- _Goal_:
Set down the data below without change, skipping the pictures it holds.

---- Supplied information

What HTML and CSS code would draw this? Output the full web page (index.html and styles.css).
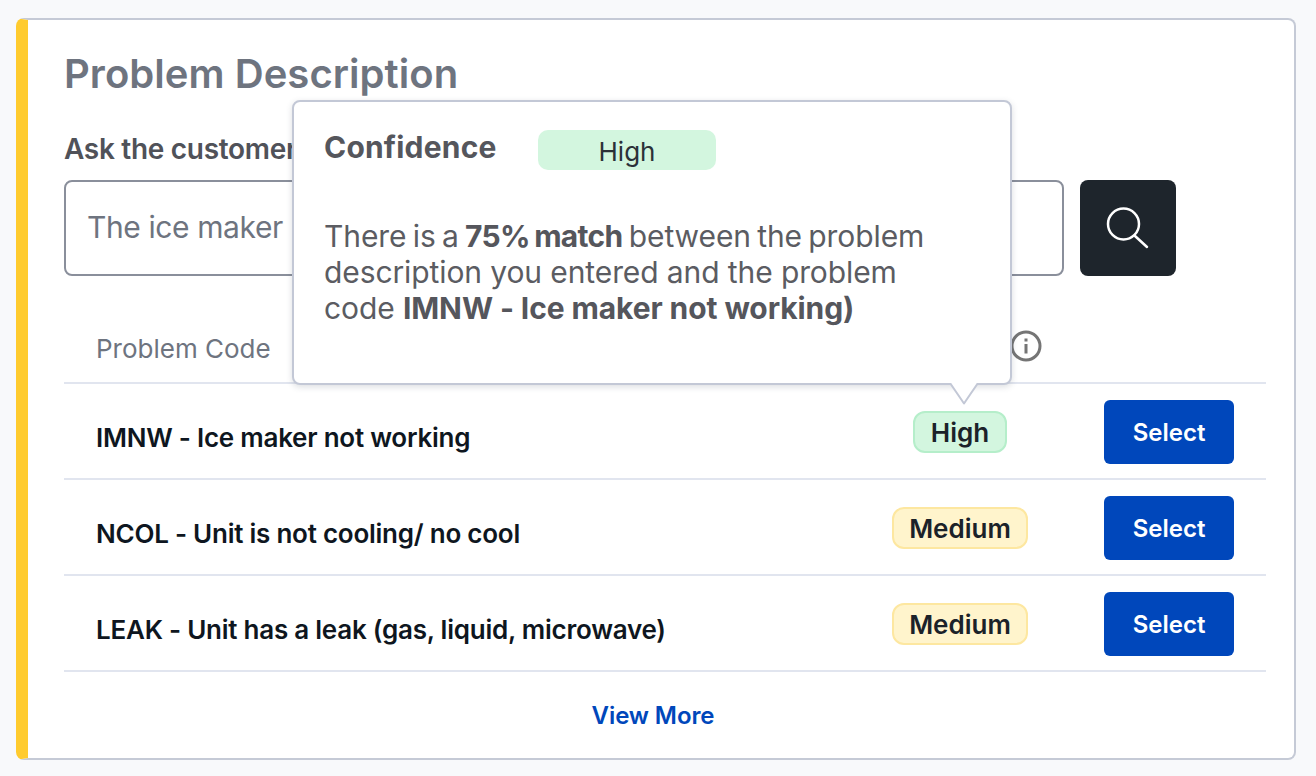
FILE: index.html
```html
<!DOCTYPE html>
<html lang="en">
<head>
<meta charset="utf-8">
<title>Problem Description</title>
<link rel="stylesheet" href="styles.css">
</head>
<body>
<section class="card">
  <h1 class="title">Problem Description</h1>
  <label class="ask">Ask the customer</label>
  <div class="search">
    <div class="input">The ice maker</div>
    <button class="search-btn" aria-label="Search">
      <svg width="44" height="44" viewBox="0 0 44 44" fill="none" stroke="#fff" stroke-width="2.5" stroke-linecap="round"><circle cx="17.5" cy="18" r="15.5"/><path d="M29 30L41 41"/></svg>
    </button>
  </div>
  <div class="table">
    <div class="row head">
      <span class="head-code">Problem Code</span>
      <span class="head-conf">
        <svg class="info" width="32" height="32" viewBox="0 0 32 32" fill="none"><circle cx="16" cy="16" r="14" stroke="#757575" stroke-width="3"/><rect x="14.5" y="14" width="3" height="9.5" fill="#757575"/><rect x="14.5" y="8.5" width="3" height="3" fill="#757575"/></svg>
      </span>
      <span></span>
    </div>
    <div class="row">
      <span class="code">IMNW - Ice maker not working</span>
      <span class="pill high">High</span>
      <button class="select">Select</button>
    </div>
    <div class="row">
      <span class="code">NCOL - Unit is not cooling/ no cool</span>
      <span class="pill medium">Medium</span>
      <button class="select">Select</button>
    </div>
    <div class="row">
      <span class="code">LEAK - Unit has a leak (gas, liquid, microwave)</span>
      <span class="pill medium">Medium</span>
      <button class="select">Select</button>
    </div>
  </div>
  <a class="more">View More</a>
  <aside class="tip">
    <div class="tip-head">
      <strong class="tip-title">Confidence</strong>
      <span class="tip-badge">High</span>
    </div>
    <p class="tip-text">
      <span class="line first">There is a <b class="tight">75% match</b> between the problem</span>
      <span class="line">description you entered and the problem</span>
      <span class="line">code <b>IMNW - Ice maker not working)</b></span>
    </p>
    <svg class="tip-arrow" width="30" height="22" viewBox="0 0 30 22"><path d="M1 0L15 20.5L29 0" fill="#fff" stroke="#c3c8d6" stroke-width="2" stroke-linejoin="round"/></svg>
  </aside>
</section>
</body>
</html>
```

FILE: styles.css
```css
* { box-sizing: border-box; }
html, body { margin: 0; height: 776px; overflow: hidden; }
body {
  background: #f8f9fb;
  padding: 18px 20px 0 16px;
  font-family: Inter, "Noto Sans", sans-serif;
}
.card {
  position: relative;
  height: 742px;
  background: #fff;
  border: 2px solid #c5cad6;
  border-left: 12px solid #ffcb2e;
  border-radius: 8px;
  padding: 30px 28px 0 36px;
}
.title {
  margin: 0;
  font-size: 40px;
  line-height: 48px;
  letter-spacing: 0.05px;
  font-weight: 600;
  color: #6e747f;
}
.ask {
  display: block;
  margin-top: 33px;
  font-size: 28px;
  line-height: 36px;
  letter-spacing: -0.3px;
  font-weight: 600;
  color: #505259;
  white-space: nowrap;
}
.search { display: flex; gap: 16px; margin-top: 13px; }
.input {
  width: 1000px;
  height: 96px;
  border: 2px solid #8a8f9b;
  border-radius: 8px;
  padding: 0 21px;
  font-size: 30px;
  line-height: 90px;
  letter-spacing: -0.4px;
  color: #6e747f;
}
.search-btn {
  display: flex;
  align-items: center;
  justify-content: center;
  width: 96px;
  height: 96px;
  border: 0;
  border-radius: 8px;
  background: #1e252c;
  padding: 0;
}
.table { margin-top: 26px; }
.row {
  display: grid;
  grid-template-columns: 1fr 200px 174px;
  align-items: center;
  height: 96px;
  padding: 0 32px;
  border-bottom: 2px solid #e1e5ef;
}
.row.head { height: 82px; padding-top: 12px; }
.head-code { font-size: 26px; color: #6e747f; }
.head-conf {
  display: flex;
  align-items: center;
  justify-content: flex-end;
  padding-right: 18px;
}
.info { margin-top: -4px; }
.code {
  font-size: 26px;
  font-weight: 600;
  letter-spacing: -0.24px;
  color: #0e1620;
  white-space: nowrap;
  padding-top: 12px;
}
.pill {
  justify-self: center;
  height: 42px;
  border-radius: 12px;
  padding: 0 16px;
  border: 2px solid;
  font-size: 26px;
  line-height: 40px;
  font-weight: 600;
  color: #1b2229;
  margin-top: 2px;
}
.high { background: #d3f6df; border-color: #b5eeca; }
.medium { background: #fff4cc; border-color: #fde7a0; padding: 0 15px; }
.select {
  justify-self: end;
  width: 130px;
  height: 64px;
  border: 0;
  border-radius: 6px;
  background: #0047bb;
  color: #fff;
  font: 600 24px Inter, "Noto Sans", sans-serif;
  margin-top: 2px;
}
.more {
  display: block;
  padding-right: 24px;
  margin-top: 28px;
  text-align: center;
  font-size: 24px;
  line-height: 32px;
  letter-spacing: -0.1px;
  font-weight: 600;
  color: #0047bb;
}
.tip {
  position: absolute;
  left: 264px;
  top: 80px;
  width: 720px;
  height: 285px;
  background: #fff;
  border: 2px solid #c3c8d6;
  border-radius: 8px;
  padding: 28px 30px;
  box-shadow: 0 2px 6px rgba(60, 70, 90, .18);
}
.tip-head { display: flex; align-items: flex-start; }
.tip-title {
  width: 214px;
  margin-top: -3px;
  font-size: 30px;
  line-height: 40px;
  letter-spacing: 0.2px;
  font-weight: 700;
  color: #55565c;
}
.tip-badge {
  width: 178px;
  height: 40px;
  border-radius: 10px;
  background: #d3f6df;
  text-align: center;
  font-size: 26px;
  line-height: 43px;
  color: #2b3138;
}
.tip-text {
  margin: 48px 0 0;
  font-size: 30px;
  line-height: 36px;
  letter-spacing: -0.1px;
  color: #5b5c62;
}
.line { display: block; white-space: nowrap; }
.first { word-spacing: -2px; }
.tip-text b { font-weight: 700; color: #55565c; }
.tip-text .tight { letter-spacing: -0.7px; }
.tip-arrow { position: absolute; left: 655px; bottom: -22px; display: block; }
```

--------

- _Output of the exercise_:
What HTML and CSS code would draw this? Output the full web page (index.html and styles.css).
FILE: index.html
```html
<!DOCTYPE html>
<html lang="en">
<head>
<meta charset="utf-8">
<title>Problem Description</title>
<link rel="stylesheet" href="styles.css">
</head>
<body>
<section class="card">
  <h1 class="title">Problem Description</h1>
  <label class="ask">Ask the customer</label>
  <div class="search">
    <div class="input">The ice maker</div>
    <button class="search-btn" aria-label="Search">
      <svg width="44" height="44" viewBox="0 0 44 44" fill="none" stroke="#fff" stroke-width="2.5" stroke-linecap="round"><circle cx="17.5" cy="18" r="15.5"/><path d="M29 30L41 41"/></svg>
    </button>
  </div>
  <div class="table">
    <div class="row head">
      <span class="head-code">Problem Code</span>
      <span class="head-conf">
        <svg class="info" width="32" height="32" viewBox="0 0 32 32" fill="none"><circle cx="16" cy="16" r="14" stroke="#757575" stroke-width="3"/><rect x="14.5" y="14" width="3" height="9.5" fill="#757575"/><rect x="14.5" y="8.5" width="3" height="3" fill="#757575"/></svg>
      </span>
      <span></span>
    </div>
    <div class="row">
      <span class="code">IMNW - Ice maker not working</span>
      <span class="pill high">High</span>
      <button class="select">Select</button>
    </div>
    <div class="row">
      <span class="code">NCOL - Unit is not cooling/ no cool</span>
      <span class="pill medium">Medium</span>
      <button class="select">Select</button>
    </div>
    <div class="row">
      <span class="code">LEAK - Unit has a leak (gas, liquid, microwave)</span>
      <span class="pill medium">Medium</span>
      <button class="select">Select</button>
    </div>
  </div>
  <a class="more">View More</a>
  <aside class="tip">
    <div class="tip-head">
      <strong class="tip-title">Confidence</strong>
      <span class="tip-badge">High</span>
    </div>
    <p class="tip-text">
      <span class="line first">There is a <b class="tight">75% match</b> between the problem</span>
      <span class="line">description you entered and the problem</span>
      <span class="line">code <b>IMNW - Ice maker not working)</b></span>
    </p>
    <svg class="tip-arrow" width="30" height="22" viewBox="0 0 30 22"><path d="M1 0L15 20.5L29 0" fill="#fff" stroke="#c3c8d6" stroke-width="2" stroke-linejoin="round"/></svg>
  </aside>
</section>
</body>
</html>
```

FILE: styles.css
```css
* { box-sizing: border-box; }
html, body { margin: 0; height: 776px; overflow: hidden; }
body {
  background: #f8f9fb;
  padding: 18px 20px 0 16px;
  font-family: Inter, "Noto Sans", sans-serif;
}
.card {
  position: relative;
  height: 742px;
  background: #fff;
  border: 2px solid #c5cad6;
  border-left: 12px solid #ffcb2e;
  border-radius: 8px;
  padding: 30px 28px 0 36px;
}
.title {
  margin: 0;
  font-size: 40px;
  line-height: 48px;
  letter-spacing: 0.05px;
  font-weight: 600;
  color: #6e747f;
}
.ask {
  display: block;
  margin-top: 33px;
  font-size: 28px;
  line-height: 36px;
  letter-spacing: -0.3px;
  font-weight: 600;
  color: #505259;
  white-space: nowrap;
}
.search { display: flex; gap: 16px; margin-top: 13px; }
.input {
  width: 1000px;
  height: 96px;
  border: 2px solid #8a8f9b;
  border-radius: 8px;
  padding: 0 21px;
  font-size: 30px;
  line-height: 90px;
  letter-spacing: -0.4px;
  color: #6e747f;
}
.search-btn {
  display: flex;
  align-items: center;
  justify-content: center;
  width: 96px;
  height: 96px;
  border: 0;
  border-radius: 8px;
  background: #1e252c;
  padding: 0;
}
.table { margin-top: 26px; }
.row {
  display: grid;
  grid-template-columns: 1fr 200px 174px;
  align-items: center;
  height: 96px;
  padding: 0 32px;
  border-bottom: 2px solid #e1e5ef;
}
.row.head { height: 82px; padding-top: 12px; }
.head-code { font-size: 26px; color: #6e747f; }
.head-conf {
  display: flex;
  align-items: center;
  justify-content: flex-end;
  padding-right: 18px;
}
.info { margin-top: -4px; }
.code {
  font-size: 26px;
  font-weight: 600;
  letter-spacing: -0.24px;
  color: #0e1620;
  white-space: nowrap;
  padding-top: 12px;
}
.pill {
  justify-self: center;
  height: 42px;
  border-radius: 12px;
  padding: 0 16px;
  border: 2px solid;
  font-size: 26px;
  line-height: 40px;
  font-weight: 600;
  color: #1b2229;
  margin-top: 2px;
}
.high { background: #d3f6df; border-color: #b5eeca; }
.medium { background: #fff4cc; border-color: #fde7a0; padding: 0 15px; }
.select {
  justify-self: end;
  width: 130px;
  height: 64px;
  border: 0;
  border-radius: 6px;
  background: #0047bb;
  color: #fff;
  font: 600 24px Inter, "Noto Sans", sans-serif;
  margin-top: 2px;
}
.more {
  display: block;
  padding-right: 24px;
  margin-top: 28px;
  text-align: center;
  font-size: 24px;
  line-height: 32px;
  letter-spacing: -0.1px;
  font-weight: 600;
  color: #0047bb;
}
.tip {
  position: absolute;
  left: 264px;
  top: 80px;
  width: 720px;
  height: 285px;
  background: #fff;
  border: 2px solid #c3c8d6;
  border-radius: 8px;
  padding: 28px 30px;
  box-shadow: 0 2px 6px rgba(60, 70, 90, .18);
}
.tip-head { display: flex; align-items: flex-start; }
.tip-title {
  width: 214px;
  margin-top: -3px;
  font-size: 30px;
  line-height: 40px;
  letter-spacing: 0.2px;
  font-weight: 700;
  color: #55565c;
}
.tip-badge {
  width: 178px;
  height: 40px;
  border-radius: 10px;
  background: #d3f6df;
  text-align: center;
  font-size: 26px;
  line-height: 43px;
  color: #2b3138;
}
.tip-text {
  margin: 48px 0 0;
  font-size: 30px;
  line-height: 36px;
  letter-spacing: -0.1px;
  color: #5b5c62;
}
.line { display: block; white-space: nowrap; }
.first { word-spacing: -2px; }
.tip-text b { font-weight: 700; color: #55565c; }
.tip-text .tight { letter-spacing: -0.7px; }
.tip-arrow { position: absolute; left: 655px; bottom: -22px; display: block; }
```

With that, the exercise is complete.